[The task]: Find each line with the word "this" and state how many there are, nothing more.

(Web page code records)
════════════════════

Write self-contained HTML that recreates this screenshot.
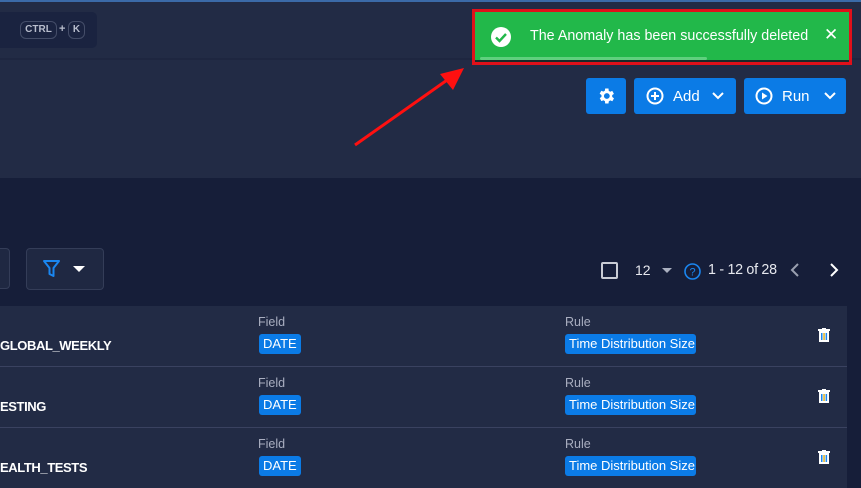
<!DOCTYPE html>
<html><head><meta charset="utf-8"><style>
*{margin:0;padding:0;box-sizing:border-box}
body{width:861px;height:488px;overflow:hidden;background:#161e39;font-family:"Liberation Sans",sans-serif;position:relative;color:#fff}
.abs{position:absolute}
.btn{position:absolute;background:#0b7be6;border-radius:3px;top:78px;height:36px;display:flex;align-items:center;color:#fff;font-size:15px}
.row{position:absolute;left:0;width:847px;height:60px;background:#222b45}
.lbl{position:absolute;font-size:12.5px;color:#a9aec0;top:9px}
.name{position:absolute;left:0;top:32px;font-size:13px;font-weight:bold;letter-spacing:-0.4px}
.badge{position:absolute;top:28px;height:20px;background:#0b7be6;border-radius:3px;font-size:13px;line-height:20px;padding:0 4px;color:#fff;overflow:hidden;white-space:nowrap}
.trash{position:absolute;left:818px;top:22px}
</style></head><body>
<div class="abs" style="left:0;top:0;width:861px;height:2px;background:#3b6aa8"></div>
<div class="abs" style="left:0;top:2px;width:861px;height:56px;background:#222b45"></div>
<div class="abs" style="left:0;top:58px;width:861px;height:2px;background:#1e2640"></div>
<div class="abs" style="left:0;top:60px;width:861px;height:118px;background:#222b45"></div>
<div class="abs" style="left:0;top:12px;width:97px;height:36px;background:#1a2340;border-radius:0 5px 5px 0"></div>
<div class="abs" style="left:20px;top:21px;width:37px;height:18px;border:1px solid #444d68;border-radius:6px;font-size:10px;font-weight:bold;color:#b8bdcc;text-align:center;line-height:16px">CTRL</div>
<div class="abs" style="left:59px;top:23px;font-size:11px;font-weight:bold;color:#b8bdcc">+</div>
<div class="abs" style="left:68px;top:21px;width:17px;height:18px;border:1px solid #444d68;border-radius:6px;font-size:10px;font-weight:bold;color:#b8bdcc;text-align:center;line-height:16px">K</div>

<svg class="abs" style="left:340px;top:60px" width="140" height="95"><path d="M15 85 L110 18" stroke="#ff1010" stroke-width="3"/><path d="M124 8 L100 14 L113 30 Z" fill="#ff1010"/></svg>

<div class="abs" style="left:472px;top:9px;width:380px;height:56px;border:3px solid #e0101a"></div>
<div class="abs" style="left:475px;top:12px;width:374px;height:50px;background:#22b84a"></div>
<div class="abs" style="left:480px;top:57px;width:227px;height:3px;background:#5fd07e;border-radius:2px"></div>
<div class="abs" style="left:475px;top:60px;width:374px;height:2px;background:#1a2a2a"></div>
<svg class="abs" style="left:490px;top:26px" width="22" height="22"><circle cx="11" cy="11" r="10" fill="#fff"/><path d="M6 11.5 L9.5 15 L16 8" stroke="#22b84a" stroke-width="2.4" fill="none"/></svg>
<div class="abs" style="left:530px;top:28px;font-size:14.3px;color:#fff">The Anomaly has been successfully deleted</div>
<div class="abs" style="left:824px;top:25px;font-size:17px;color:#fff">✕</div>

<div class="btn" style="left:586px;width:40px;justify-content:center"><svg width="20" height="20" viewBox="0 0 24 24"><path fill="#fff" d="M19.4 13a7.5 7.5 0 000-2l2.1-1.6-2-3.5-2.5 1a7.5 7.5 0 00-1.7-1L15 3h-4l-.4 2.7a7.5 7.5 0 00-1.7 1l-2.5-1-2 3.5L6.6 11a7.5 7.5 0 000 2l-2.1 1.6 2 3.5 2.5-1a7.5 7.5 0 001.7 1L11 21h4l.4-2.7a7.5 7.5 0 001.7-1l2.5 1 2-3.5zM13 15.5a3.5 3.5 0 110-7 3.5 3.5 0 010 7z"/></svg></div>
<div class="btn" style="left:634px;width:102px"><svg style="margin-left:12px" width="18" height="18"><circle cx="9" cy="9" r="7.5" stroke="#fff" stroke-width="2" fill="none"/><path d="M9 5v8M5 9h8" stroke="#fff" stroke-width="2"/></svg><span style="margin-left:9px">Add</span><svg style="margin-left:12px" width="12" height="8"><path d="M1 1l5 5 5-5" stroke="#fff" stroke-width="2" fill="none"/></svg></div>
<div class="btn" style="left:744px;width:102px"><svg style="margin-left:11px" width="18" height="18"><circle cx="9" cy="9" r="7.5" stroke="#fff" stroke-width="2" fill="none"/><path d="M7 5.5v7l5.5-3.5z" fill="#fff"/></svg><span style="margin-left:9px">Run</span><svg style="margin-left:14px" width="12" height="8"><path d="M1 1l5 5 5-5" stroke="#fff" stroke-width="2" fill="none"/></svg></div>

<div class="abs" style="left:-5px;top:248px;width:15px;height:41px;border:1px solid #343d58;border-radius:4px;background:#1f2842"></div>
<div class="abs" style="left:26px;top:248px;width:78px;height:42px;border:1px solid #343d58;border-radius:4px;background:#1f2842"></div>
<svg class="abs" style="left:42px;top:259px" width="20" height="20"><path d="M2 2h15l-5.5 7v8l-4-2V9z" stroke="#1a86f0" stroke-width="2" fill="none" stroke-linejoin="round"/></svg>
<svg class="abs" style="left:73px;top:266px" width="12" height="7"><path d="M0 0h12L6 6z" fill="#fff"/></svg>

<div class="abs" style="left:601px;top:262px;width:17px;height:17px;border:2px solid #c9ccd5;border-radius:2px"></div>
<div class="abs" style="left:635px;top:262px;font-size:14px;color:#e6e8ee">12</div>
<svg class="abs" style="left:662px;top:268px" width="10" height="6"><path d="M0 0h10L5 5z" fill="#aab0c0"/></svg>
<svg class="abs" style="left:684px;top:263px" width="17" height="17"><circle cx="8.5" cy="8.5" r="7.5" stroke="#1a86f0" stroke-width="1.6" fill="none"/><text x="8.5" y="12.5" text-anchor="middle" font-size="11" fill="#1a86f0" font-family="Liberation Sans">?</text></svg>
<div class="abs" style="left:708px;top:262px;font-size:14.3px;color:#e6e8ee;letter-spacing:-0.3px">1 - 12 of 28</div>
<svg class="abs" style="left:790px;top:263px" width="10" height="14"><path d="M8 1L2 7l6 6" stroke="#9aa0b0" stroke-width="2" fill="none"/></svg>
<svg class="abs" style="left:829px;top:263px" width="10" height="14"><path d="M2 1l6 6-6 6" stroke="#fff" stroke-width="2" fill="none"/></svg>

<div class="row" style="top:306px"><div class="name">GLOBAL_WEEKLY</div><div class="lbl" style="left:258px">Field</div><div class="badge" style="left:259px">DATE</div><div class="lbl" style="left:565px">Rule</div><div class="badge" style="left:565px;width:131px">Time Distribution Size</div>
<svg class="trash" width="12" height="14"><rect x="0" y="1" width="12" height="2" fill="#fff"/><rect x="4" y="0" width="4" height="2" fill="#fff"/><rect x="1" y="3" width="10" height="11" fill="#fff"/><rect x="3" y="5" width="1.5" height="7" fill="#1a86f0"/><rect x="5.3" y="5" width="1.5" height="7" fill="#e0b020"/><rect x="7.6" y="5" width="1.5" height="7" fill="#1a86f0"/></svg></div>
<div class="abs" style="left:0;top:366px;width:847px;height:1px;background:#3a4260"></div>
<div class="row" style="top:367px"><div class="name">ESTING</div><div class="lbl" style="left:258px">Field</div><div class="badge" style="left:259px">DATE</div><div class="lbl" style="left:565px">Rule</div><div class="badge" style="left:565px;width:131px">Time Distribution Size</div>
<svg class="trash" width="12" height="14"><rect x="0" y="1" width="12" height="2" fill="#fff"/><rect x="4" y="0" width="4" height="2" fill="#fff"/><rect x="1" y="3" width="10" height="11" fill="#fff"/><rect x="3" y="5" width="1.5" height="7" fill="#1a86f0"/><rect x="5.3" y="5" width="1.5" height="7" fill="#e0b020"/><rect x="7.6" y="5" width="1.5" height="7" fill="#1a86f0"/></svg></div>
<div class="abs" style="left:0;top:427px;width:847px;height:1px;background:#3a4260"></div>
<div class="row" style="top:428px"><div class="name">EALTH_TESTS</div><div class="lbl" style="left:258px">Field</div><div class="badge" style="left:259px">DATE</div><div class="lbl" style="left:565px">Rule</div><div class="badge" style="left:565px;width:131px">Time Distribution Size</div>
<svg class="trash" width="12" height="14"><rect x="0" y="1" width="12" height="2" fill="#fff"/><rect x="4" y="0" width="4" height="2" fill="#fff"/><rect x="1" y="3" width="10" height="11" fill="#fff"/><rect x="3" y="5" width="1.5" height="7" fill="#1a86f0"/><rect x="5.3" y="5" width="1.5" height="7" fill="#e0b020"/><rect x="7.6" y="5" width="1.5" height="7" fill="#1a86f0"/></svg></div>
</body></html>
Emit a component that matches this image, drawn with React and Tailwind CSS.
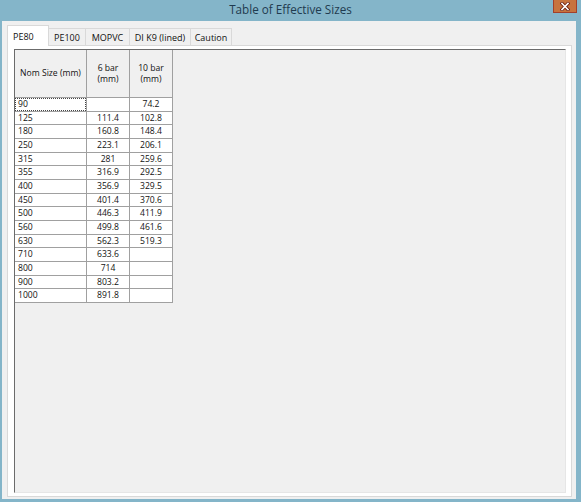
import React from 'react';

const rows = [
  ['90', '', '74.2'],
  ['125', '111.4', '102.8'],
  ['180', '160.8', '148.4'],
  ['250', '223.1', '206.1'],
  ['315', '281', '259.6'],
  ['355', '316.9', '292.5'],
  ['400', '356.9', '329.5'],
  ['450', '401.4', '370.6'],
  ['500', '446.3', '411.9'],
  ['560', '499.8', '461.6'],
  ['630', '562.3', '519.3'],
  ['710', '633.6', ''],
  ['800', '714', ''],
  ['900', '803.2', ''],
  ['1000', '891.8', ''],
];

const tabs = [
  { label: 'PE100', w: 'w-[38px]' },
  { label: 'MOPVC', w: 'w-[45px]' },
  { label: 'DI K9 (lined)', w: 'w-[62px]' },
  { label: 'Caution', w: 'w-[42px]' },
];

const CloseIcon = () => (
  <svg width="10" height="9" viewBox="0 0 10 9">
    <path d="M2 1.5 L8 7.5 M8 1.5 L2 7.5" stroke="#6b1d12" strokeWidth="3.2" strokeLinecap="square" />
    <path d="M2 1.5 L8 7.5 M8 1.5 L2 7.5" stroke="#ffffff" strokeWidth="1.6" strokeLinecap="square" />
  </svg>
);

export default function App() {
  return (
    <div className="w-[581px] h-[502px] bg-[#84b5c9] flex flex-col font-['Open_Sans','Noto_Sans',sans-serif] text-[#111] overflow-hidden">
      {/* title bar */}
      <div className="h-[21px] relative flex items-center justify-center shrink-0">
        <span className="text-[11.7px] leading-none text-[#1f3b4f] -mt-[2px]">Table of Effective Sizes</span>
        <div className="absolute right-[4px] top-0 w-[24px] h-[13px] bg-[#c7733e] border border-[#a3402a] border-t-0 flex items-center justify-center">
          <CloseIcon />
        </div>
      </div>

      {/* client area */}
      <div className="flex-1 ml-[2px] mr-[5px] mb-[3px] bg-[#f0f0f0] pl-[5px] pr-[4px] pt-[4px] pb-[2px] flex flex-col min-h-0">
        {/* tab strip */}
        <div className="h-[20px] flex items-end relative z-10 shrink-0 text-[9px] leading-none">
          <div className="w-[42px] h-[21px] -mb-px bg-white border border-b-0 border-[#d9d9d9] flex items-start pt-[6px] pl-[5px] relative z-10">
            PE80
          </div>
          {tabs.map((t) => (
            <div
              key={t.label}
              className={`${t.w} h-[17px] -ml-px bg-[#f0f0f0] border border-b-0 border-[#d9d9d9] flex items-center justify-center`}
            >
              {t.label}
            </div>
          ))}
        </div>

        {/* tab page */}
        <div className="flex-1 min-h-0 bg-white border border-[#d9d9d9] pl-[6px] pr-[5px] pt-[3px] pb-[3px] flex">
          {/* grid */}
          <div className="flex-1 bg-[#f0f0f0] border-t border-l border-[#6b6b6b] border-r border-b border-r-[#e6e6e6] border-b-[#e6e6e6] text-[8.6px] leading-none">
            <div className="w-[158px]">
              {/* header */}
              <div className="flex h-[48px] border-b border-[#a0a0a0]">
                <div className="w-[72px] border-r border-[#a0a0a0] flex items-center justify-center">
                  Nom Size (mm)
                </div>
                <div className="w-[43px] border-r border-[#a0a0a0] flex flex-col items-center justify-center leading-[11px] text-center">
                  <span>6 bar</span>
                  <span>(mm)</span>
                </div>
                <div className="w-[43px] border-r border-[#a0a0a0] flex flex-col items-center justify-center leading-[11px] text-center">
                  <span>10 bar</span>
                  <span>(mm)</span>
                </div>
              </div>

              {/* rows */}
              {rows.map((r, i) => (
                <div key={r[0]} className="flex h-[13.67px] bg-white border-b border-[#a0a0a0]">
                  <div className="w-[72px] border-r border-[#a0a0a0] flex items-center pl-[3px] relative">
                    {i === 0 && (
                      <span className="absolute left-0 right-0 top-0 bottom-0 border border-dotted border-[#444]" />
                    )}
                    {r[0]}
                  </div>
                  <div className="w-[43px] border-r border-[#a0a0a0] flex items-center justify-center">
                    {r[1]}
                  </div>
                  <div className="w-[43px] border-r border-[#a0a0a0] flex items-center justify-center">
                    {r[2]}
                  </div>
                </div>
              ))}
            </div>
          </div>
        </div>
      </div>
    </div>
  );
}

════════════════════

[Expected answer]: 2